Location: National Soil Erosion ResearchTitle: Drainage water phosphorus losses in the great lakes basin) Author
Submitted to: ASA-CSSA-SSSA Annual Meeting Abstracts
Publication Type: Abstract only
Publication Acceptance Date: 6/1/2013
Publication Date: 11/3/2013
Citation: Smith, D.R., Richards, P., King, K.W., Francesconi, W., Sharpley, A. 2013. Drainage water phosphorus losses in the great lakes basin [abstract]. ASA-CSSA-SSSA Annual Meeting, November 3-6, 2013, Tampa, FL. 2013 CDROM. Interpretive Summary:
Technical Abstract: The great lakes are one of the most important fresh water resources on the planet.
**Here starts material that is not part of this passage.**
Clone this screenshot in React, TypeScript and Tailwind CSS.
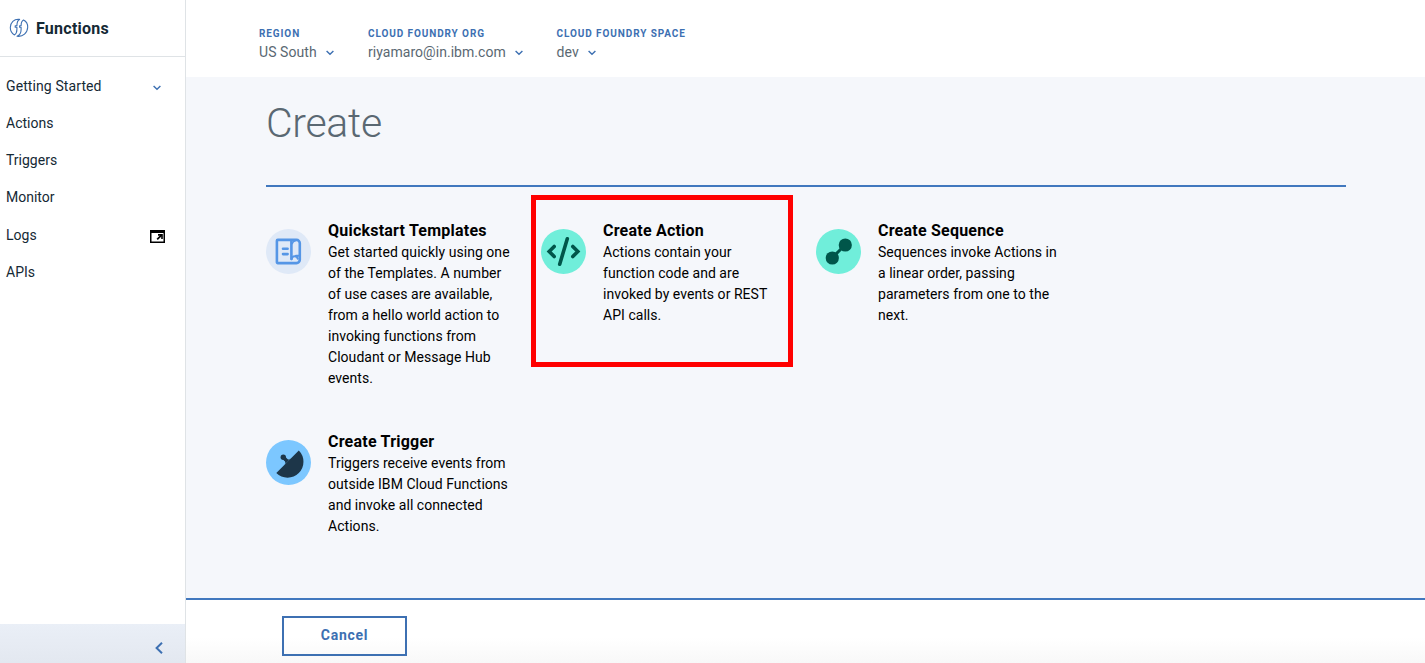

While forestry is a primary land use throughout much of the great lakes basin, there are portions of the basin, such as much of the land that drains directly to Lake Erie, that are primarily agricultural. The primary agricultural soils in the great lakes basin are primarily glacially derived, although a large portion of the western Lake Erie basin is derived from lake plain soils, which tend to have much worse internal drainage and also tend to be flatter than the glacially derived soils. Thus require subsurface drainage with supplemental surface drainage. Conservation efforts over the last 25 years have focused on adoption of no-till. These efforts have reduced erosion, as demonstrated by decreases in suspended sediment and total P loadings in the Maumee River; however, soluble phosphorus loadings have increased in the last 15 years. Surface applications of phosphorus, the solubility of phosphorus fertilizers, the limited window for phosphorus fertilizer applications in a corn-soybean rotation, and application of fertilizers once during a two year rotation are the primary culprits in the increased soluble phosphorus loadings. Understanding the sources and mechanisms of phosphorus losses in the great lakes basin is an important first step in limiting the amount of phosphorus loading to the lakes. With this information, this team is developing and testing conservation practices to decrease phosphorus loadings to this sensitive freshwater ecosystem.